The Forest Service might enter some of Colorado’s national forest roadless areas to log beetle-killed timber. This would be of no benefit at all because it would stop the beetle, there is a massive amount of similar timber outside the roadless areas, and it will stir up a lot of anger.
Story on this: Report urges agency to steer clear of roadless areas in beetle battle. By Bobby Magill. Coloradoan.com
Dead forests, except for the first year or two after their death, are no more of a forest fire hazard than green forests. During a drought they are less likely to burn hard than are green forests.

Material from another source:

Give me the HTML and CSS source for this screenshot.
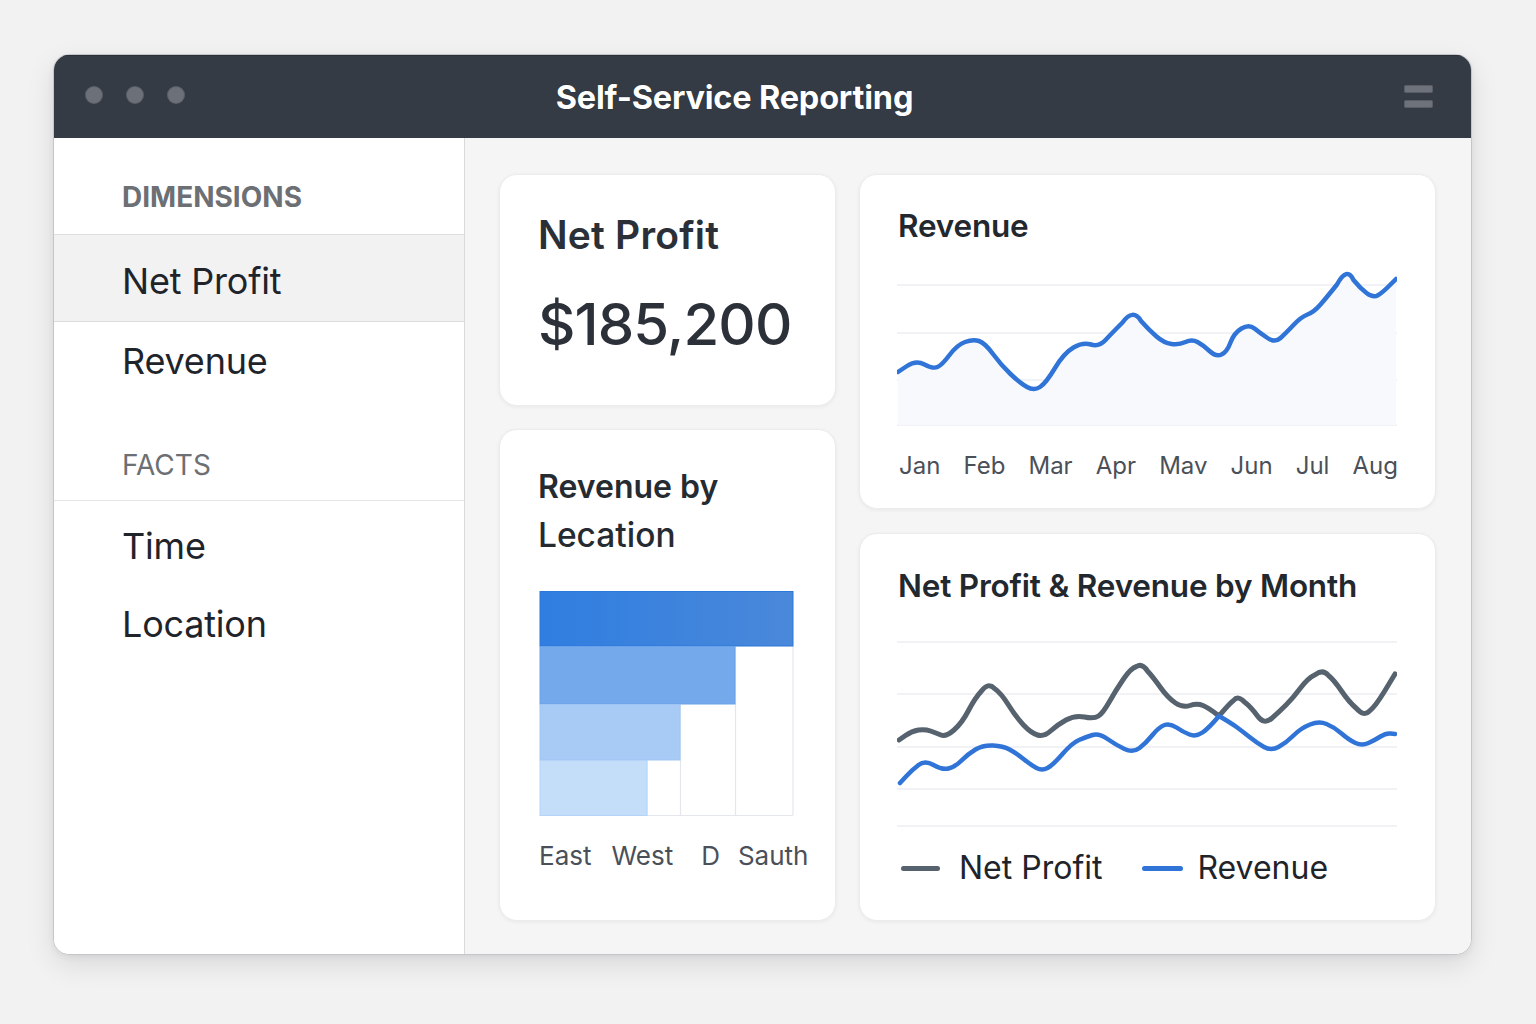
FILE: index.html
```html
<!DOCTYPE html>
<html lang="en">
<head>
<meta charset="utf-8">
<title>Self-Service Reporting</title>
<link rel="stylesheet" href="styles.css">
</head>
<body>
<div class="window">
  <header class="titlebar">
    <div class="lights"><span class="light"></span><span class="light"></span><span class="light"></span></div>
    <h1 class="app-title">Self-Service Reporting</h1>
    <div class="menu-icon"><span></span><span></span></div>
  </header>
  <div class="body">
    <aside class="sidebar">
      <div class="side-head side-head-dim">DIMENSIONS</div>
      <div class="side-item active">Net Profit</div>
      <div class="side-item">Revenue</div>
      <div class="side-head side-head-facts">FACTS</div>
      <div class="side-list">
        <div class="side-item">Time</div>
        <div class="side-item">Location</div>
      </div>
    </aside>
    <main class="main">
      <div class="col col-left">
        <section class="card card-kpi">
          <h2 class="kpi-title">Net Profit</h2>
          <div class="kpi-value">$185,200</div>
        </section>
        <section class="card card-loc">
          <h2 class="loc-title">Revenue by<br><span class="loc-title-2">Lecation</span></h2>
          <svg class="bars" width="256" height="230" viewBox="539 588 256 230">
            <defs>
              <linearGradient id="g1" x1="0" y1="0" x2="1" y2="0">
                <stop offset="0" stop-color="#2f7ee0"/>
                <stop offset="1" stop-color="#4a88da"/>
              </linearGradient>
            </defs>
            <g stroke="#e3e6eb" stroke-width="1.2" fill="none">
              <line x1="647" y1="759" x2="647" y2="814"/>
              <line x1="680.5" y1="703" x2="680.5" y2="814"/>
              <line x1="735.5" y1="645" x2="735.5" y2="814"/>
              <line x1="793" y1="645" x2="793" y2="814"/>
              <line x1="540" y1="814.5" x2="793" y2="814.5"/>
            </g>
            <rect x="540" y="590.5" width="253" height="54.5" fill="url(#g1)" stroke="#2b77da" stroke-width="1"/>
            <rect x="540" y="645.5" width="195" height="57.5" fill="#74a9ec" stroke="#6aa2ea" stroke-width="1"/>
            <rect x="540" y="703.5" width="140" height="55.5" fill="#a8cbf6" stroke="#9ec5f4" stroke-width="1"/>
            <rect x="540" y="759.5" width="107" height="55" fill="#c4defa" stroke="#b3d4f8" stroke-width="1"/>
          </svg>
          <div class="loc-labels"><span>East</span><span>West</span><span class="lbl-d">D</span><span>Sauth</span></div>
        </section>
      </div>
      <div class="col col-right">
        <section class="card card-rev">
          <h2 class="chart-title">Revenue</h2>
          <svg class="chart chart-rev" width="500" height="168" viewBox="898 262 500 168">
            <g stroke="#e2e5ee" stroke-width="1.2">
              <line x1="898" y1="285" x2="1398" y2="285"/>
              <line x1="898" y1="333" x2="1398" y2="333"/>
              <line x1="898" y1="380" x2="1398" y2="380"/>
              <line x1="898" y1="425" x2="1398" y2="425"/>
            </g>
            <path fill="#f8f9fd" d="M899,372 L908,366 Q917,360 925.5,364.5 Q934,369 938.5,367 Q943,365 950.5,355 Q958,345 966,342 Q974,339 980,341 Q986,343 994,354 Q1002,365 1011.5,374 Q1021,383 1028,387 Q1035,391 1041,387 Q1047,383 1056,368 Q1065,353 1074.5,347.5 Q1084,342 1092,344.5 Q1100,347 1106.5,340 Q1113,333 1123.5,322.5 Q1134,308 1142,321 Q1150,330 1157.5,336.5 Q1165,343 1172.5,344 Q1180,345 1186.5,342 Q1193,339 1198.5,342 Q1204,345 1210.5,351 Q1217,357 1222.5,354.5 Q1228,352 1231.5,342.5 Q1235,333 1242.5,328.5 Q1250,324 1255.5,328.5 Q1261,333 1268.5,338 Q1276,343 1281.5,338 Q1287,333 1294.5,325 Q1302,317 1308.5,314.5 Q1315,312 1321.5,304.5 Q1328,297 1338,284.5 Q1348,266 1354.5,280 Q1361,288 1367.5,293 Q1374,298 1378.5,295.5 Q1383,293 1390,286 L1397,279 L1397,425 L899,425 Z"/>
            <path fill="none" stroke="#2f74d6" stroke-width="4.5" stroke-linecap="round" stroke-linejoin="round" d="M899,372 L908,366 Q917,360 925.5,364.5 Q934,369 938.5,367 Q943,365 950.5,355 Q958,345 966,342 Q974,339 980,341 Q986,343 994,354 Q1002,365 1011.5,374 Q1021,383 1028,387 Q1035,391 1041,387 Q1047,383 1056,368 Q1065,353 1074.5,347.5 Q1084,342 1092,344.5 Q1100,347 1106.5,340 Q1113,333 1123.5,322.5 Q1134,308 1142,321 Q1150,330 1157.5,336.5 Q1165,343 1172.5,344 Q1180,345 1186.5,342 Q1193,339 1198.5,342 Q1204,345 1210.5,351 Q1217,357 1222.5,354.5 Q1228,352 1231.5,342.5 Q1235,333 1242.5,328.5 Q1250,324 1255.5,328.5 Q1261,333 1268.5,338 Q1276,343 1281.5,338 Q1287,333 1294.5,325 Q1302,317 1308.5,314.5 Q1315,312 1321.5,304.5 Q1328,297 1338,284.5 Q1348,266 1354.5,280 Q1361,288 1367.5,293 Q1374,298 1378.5,295.5 Q1383,293 1390,286 L1397,279"/>
          </svg>
          <div class="months"><span>Jan</span><span>Feb</span><span>Mar</span><span>Apr</span><span>Mav</span><span>Jun</span><span>Jul</span><span>Aug</span></div>
        </section>
        <section class="card card-combo">
          <h2 class="chart-title">Net Profit &amp; Revenue by Month</h2>
          <svg class="chart chart-combo" width="500" height="200" viewBox="898 632 500 200">
            <g stroke="#e2e5ee" stroke-width="1.2">
              <line x1="898" y1="642" x2="1398" y2="642"/>
              <line x1="898" y1="694" x2="1398" y2="694"/>
              <line x1="898" y1="747" x2="1398" y2="747"/>
              <line x1="898" y1="789" x2="1398" y2="789"/>
              <line x1="898" y1="826" x2="1398" y2="826"/>
            </g>
            <path fill="none" stroke="#56626e" stroke-width="5" stroke-linecap="round" stroke-linejoin="round" d="M900,740 L906.5,735.5 Q913,731 919.5,730 Q926,729 931.5,731 Q937,733 942,735 Q947,737 955,730 Q963,723 969.5,710.5 Q976,698 982.5,691 Q989,682 995.5,688.5 Q1002,693 1009.5,705 Q1017,717 1024.5,725 Q1032,733 1038.5,735 Q1045,737 1051.5,731 Q1058,725 1067,720 Q1076,715 1085.5,717 Q1095,719 1099.5,716 Q1104,713 1110.5,701.5 Q1117,690 1124.5,679 Q1132,668 1137.5,666.5 Q1143,663 1148.5,671 Q1154,677 1161.5,687.5 Q1169,698 1176.5,703 Q1184,708 1191,705.5 Q1198,703 1204,705.5 Q1210,708 1220,716 Q1230,704 1234.5,700.5 Q1239,695 1245.5,702 Q1252,707 1258.5,716 Q1265,725 1272.5,718.5 Q1280,712 1287,705 Q1294,698 1301.5,688 Q1309,678 1316.5,674.5 Q1324,669 1329.5,675.5 Q1335,680 1342.5,691 Q1350,702 1357.5,708.5 Q1365,717 1370.5,711 Q1376,707 1386,690.5 L1396,674"/>
            <path fill="none" stroke="#2f74d6" stroke-width="4.5" stroke-linecap="round" stroke-linejoin="round" d="M901,783 L907,776.5 Q913,770 919.5,765 Q926,760 934.5,765 Q943,770 949.5,768.5 Q956,767 962.5,760.5 Q969,754 976.5,749.5 Q984,745 994,745.5 Q1004,746 1010.5,749.5 Q1017,753 1024.5,759 Q1032,765 1037.5,768 Q1043,771 1048.5,768 Q1054,765 1063.5,754 Q1073,743 1080,740 Q1087,737 1093.5,735 Q1100,733 1108.5,739 Q1117,745 1125.5,749 Q1134,753 1140.5,748 Q1147,743 1153.5,735 Q1160,727 1165.5,725 Q1171,723 1177.5,727.5 Q1184,732 1190.5,734.5 Q1197,737 1203.5,732.5 Q1210,728 1220,716 Q1232,723 1237.5,727 Q1243,731 1250.5,737 Q1258,743 1265,747 Q1272,751 1279.5,747 Q1287,743 1294.5,735.5 Q1302,728 1311,724.5 Q1320,721 1327.5,724 Q1335,727 1342.5,733.5 Q1350,740 1356.5,743 Q1363,746 1369.5,743 Q1376,740 1381.5,736.5 Q1387,733 1391.5,733.5 L1396,734"/>
          </svg>
          <div class="legend">
            <span class="legend-item"><i class="swatch swatch-gray"></i>Net Profit</span>
            <span class="legend-item"><i class="swatch swatch-blue"></i>Revenue</span>
          </div>
        </section>
      </div>
    </main>
  </div>
</div>
</body>
</html>
```
FILE: styles.css
```css
* { box-sizing: border-box; }
html, body { margin: 0; padding: 0; }
body {
  background: #f2f2f2;
  font-family: Inter, "Noto Sans", "Liberation Sans", sans-serif;
  color: #23282f;
  width: 1536px;
  height: 1024px;
  overflow: hidden;
}
.window {
  width: 1419px;
  height: 901px;
  margin: 54px 0 0 53px;
  border: 1px solid #c4c6c9;
  border-radius: 16px;
  overflow: hidden;
  background: #fff;
  display: flex;
  flex-direction: column;
  box-shadow: 0 10px 28px rgba(0,0,0,0.10), 0 2px 6px rgba(0,0,0,0.06);
}
.titlebar {
  height: 83px;
  flex: none;
  background: #353b45;
  border-top: 1px solid #2a2f37;
  display: flex;
  align-items: center;
  padding: 0 38px 0 31px;
}
.lights { display: flex; gap: 23px; width: 160px; margin-bottom: 4px; }
.light {
  width: 18px; height: 18px; border-radius: 50%;
  background: #6b7079;
  box-shadow: inset 0 0 0 1px rgba(0,0,0,0.15);
}
.app-title {
  flex: 1;
  margin: 0;
  padding-right: 180px;
  text-align: center;
  color: #fff;
  font-size: 32.5px;
  font-weight: 700;
  letter-spacing: -0.2px;
  text-shadow: 0 0 1px rgba(0,0,0,0.6);
}
.menu-icon { display: flex; flex-direction: column; gap: 7px; width: 29px; margin-bottom: 2px; }
.menu-icon span {
  display: block; height: 8px; border-radius: 2px;
  background: #6e737b;
  box-shadow: inset 0 0 0 1px rgba(0,0,0,0.18);
}
.body { flex: 1; display: flex; min-height: 0; }
.sidebar {
  width: 411px;
  flex: none;
  border-right: 1px solid #d9d9db;
  background: #fff;
}
.side-head {
  padding-left: 68px;
  font-size: 28px;
  line-height: 40px;
  color: #6c6f74;
}
.side-head-dim {
  font-weight: 700;
  padding-top: 39px;
  padding-bottom: 17px;
  border-bottom: 1px solid #dedfe1;
}
.side-head-facts {
  font-weight: 400;
  padding-top: 45px;
  padding-bottom: 15px;
  border-bottom: 1px solid #e4e5e7;
}
.side-item {
  padding-left: 68px;
  font-size: 36px;
  line-height: 78px;
  color: #1f242b;
  letter-spacing: -0.2px;
}
.side-item.active {
  background: #f2f2f2;
  border-bottom: 1px solid #dcdcde;
  padding-top: 7px;
  padding-bottom: 1px;
}
.side-list { padding-top: 6px; }
.main {
  flex: 1;
  background: #f5f5f6;
  display: flex;
  gap: 23px;
  padding: 36px 34px 0 34px;
}
.col { display: flex; flex-direction: column; }
.col-left { width: 337px; gap: 23px; }
.col-right { width: 577px; gap: 24px; }
.card {
  background: #fff;
  border-radius: 18px;
  border: 1px solid #ececee;
  box-shadow: 0 1px 4px rgba(0,0,0,0.06);
}
.card-kpi { height: 232px; padding: 37px 0 0 38px; }
.kpi-title {
  margin: 0;
  font-size: 39px;
  line-height: 46px;
  font-weight: 600;
  color: #2b3038;
  letter-spacing: 0.2px;
}
.kpi-value {
  margin-top: 31px;
  font-size: 58px;
  line-height: 70px;
  font-weight: 500;
  color: #2c3139;
  letter-spacing: -0.9px;
}
.card-loc { height: 492px; padding: 33px 0 0 38px; }
.loc-title {
  margin: 0;
  font-size: 32px;
  line-height: 48px;
  font-weight: 600;
  color: #262b32;
}
.loc-title-2 { font-size: 33.5px; font-weight: 500; }
.bars { display: block; margin-top: 29px; margin-left: 1px; }
.loc-labels {
  margin-top: 22px;
  display: flex;
  font-size: 26px;
  line-height: 30px;
  color: #4b5058;
  padding-left: 1px;
}
.loc-labels span:nth-child(2) { margin-left: 20px; }
.loc-labels span:nth-child(3) { margin-left: 28px; }
.loc-labels span:nth-child(4) { margin-left: 18px; }
.card-rev { height: 335px; padding: 31px 0 0 38px; }
.card-combo { height: 388px; padding: 32px 0 0 38px; }
.chart-title {
  margin: 0;
  font-size: 31.5px;
  line-height: 40px;
  font-weight: 600;
  color: #23282f;
  letter-spacing: -0.2px;
}
.chart { display: block; margin-left: -1px; }
.chart-rev { margin-top: 16px; }
.chart-combo { margin-top: 26px; }
.months {
  width: 500px;
  margin-top: 21px;
  display: flex;
  justify-content: space-between;
  font-size: 24px;
  line-height: 30px;
  color: #4b5058;
  padding: 0 0 0 1px;
}
.legend {
  margin-top: 18px;
  display: flex;
  gap: 40px;
  font-size: 32px;
  line-height: 36px;
  color: #1f242b;
  padding-left: 3px;
}
.legend-item { display: flex; align-items: center; }
.swatch {
  display: inline-block;
  width: 39px; height: 5px; border-radius: 3px;
  margin-right: 19px;
}
.swatch-gray { background: #56626e; }
.swatch-blue { background: #2f74d6; width: 41px; margin-right: 14px; }
```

Reminds me of the on-going and mind-numbing campaign to wipe out a champion invasive species in the Northeast — the gypsy moth — by throwing gazillions of dollars into aerial spraying campaigns.
There is a billboard on the main Interstate in town ( I-65 in Louisville, KY. – GO CARDS!) which advises folks not to transport firewood from one campsite to another. Unfortunately, it does not say why – I suppose you can only get so much info on one of those monster. Moreover, maybe 3% of the people who do see it are not aware of the problem, do not care bout the problem or can’t read.
Besides while definitely a good idea it’s kind of like locking the barn door after the horse got out.
This is going to be the next big environmental problem the public doesn’t understand and gets more and more confused rather than educated by the various political interests pushing their agendas.
Although it will do little good, this is one reason I wrote this preemptive article about next summer’s likely forest fires.
What has been interesting to me in the Cody area is all of the firewood collectors bringing the pine beetle killed logs into town and stacking them up in their yards and then wondering why the pine trees in town are starting to die.
Actually by the time the tree is dead, normally the beetle has made the jump to a new stand of trees, which is one of the reasons it is so difficult to deal with them. I would imagine the trees in town are starting to die, is because the beetles have already been through there and not because of the firewood.